From flat sheet to three-dimensional non-planar concrete formwork: a composite system integrating Kerf bending and curve-folding for the fabrication of architectural non-standard concrete elements

Abstract

Despite the recent development in digital technologies, materials innovations, and production processes; the construction industry, particularly in the field of concrete formwork, continues to undergo development. Although concrete, the most widely used material globally, is criticized for its carbon emissions, it offers unparalleled potential for achieving geometric freedom in the creation of complex, non-planar, and innovative architectural designs. Non planar forms can also be more structurally efficient and provide a reduced carbon footprint when compared with rectilinear forms. Across the range of concrete construction, the basic nature of the material is inherently simple but the complexity lies in the process of making.

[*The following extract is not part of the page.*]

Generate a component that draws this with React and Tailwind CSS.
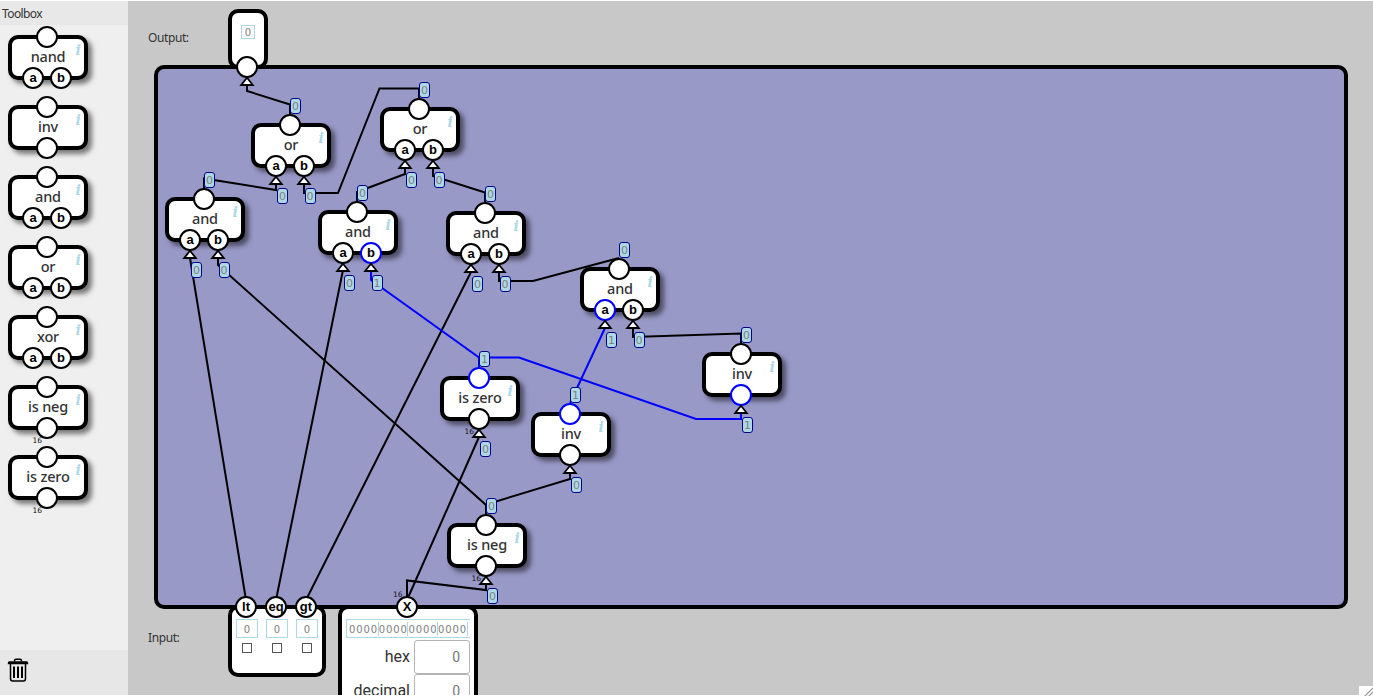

Even with extensive ongoing research within the context of design + construction of non-planar concrete, it is still challenging to construct curved concrete forms. This is due to the complexity and high cost of non-standard formwork. Furthermore, curved moulds require a great deal of material, time, and labour to use effectively; and are difficult to reuse. This presents a substantial source of waste. With the aim of overcoming the current challenges related to site processes, environmental sustainability, and construction cost, this research proposes a new formwork system integrating kerf bending and curve-folding approaches for constructing curved concrete elements. The system also addresses the needs of contractors and builders who understand the use of conventional planar formwork, but lack access to or proficiency in advanced digital technologies. By enhancing the flexibility of commonly used two dimensional materials in traditional formwork construction, mainly plywood, to enable the creation of three-dimensional forms, this novel approach to formwork has the potential to contribute to more efficient and sustainable concrete construction.

Practical experiments, prototype design development, and construction of curved concrete forms served as the basis for validating this concept.

Additionally, qualitative analysis of case studies and industry interviews provided insights into real-world applications and further supported the development of the formwork system.

Through iterative testing, refinement, and feedback loops, the research sought to develop a complete construction process that demonstrated that it is possible to fabricate structurally efficient, non-standard concrete forms through a practical, user-friendly, and industry-feasible methods while at the same time reducing waste, lowering costs, enhancing sustainability, and expanding architectural potential.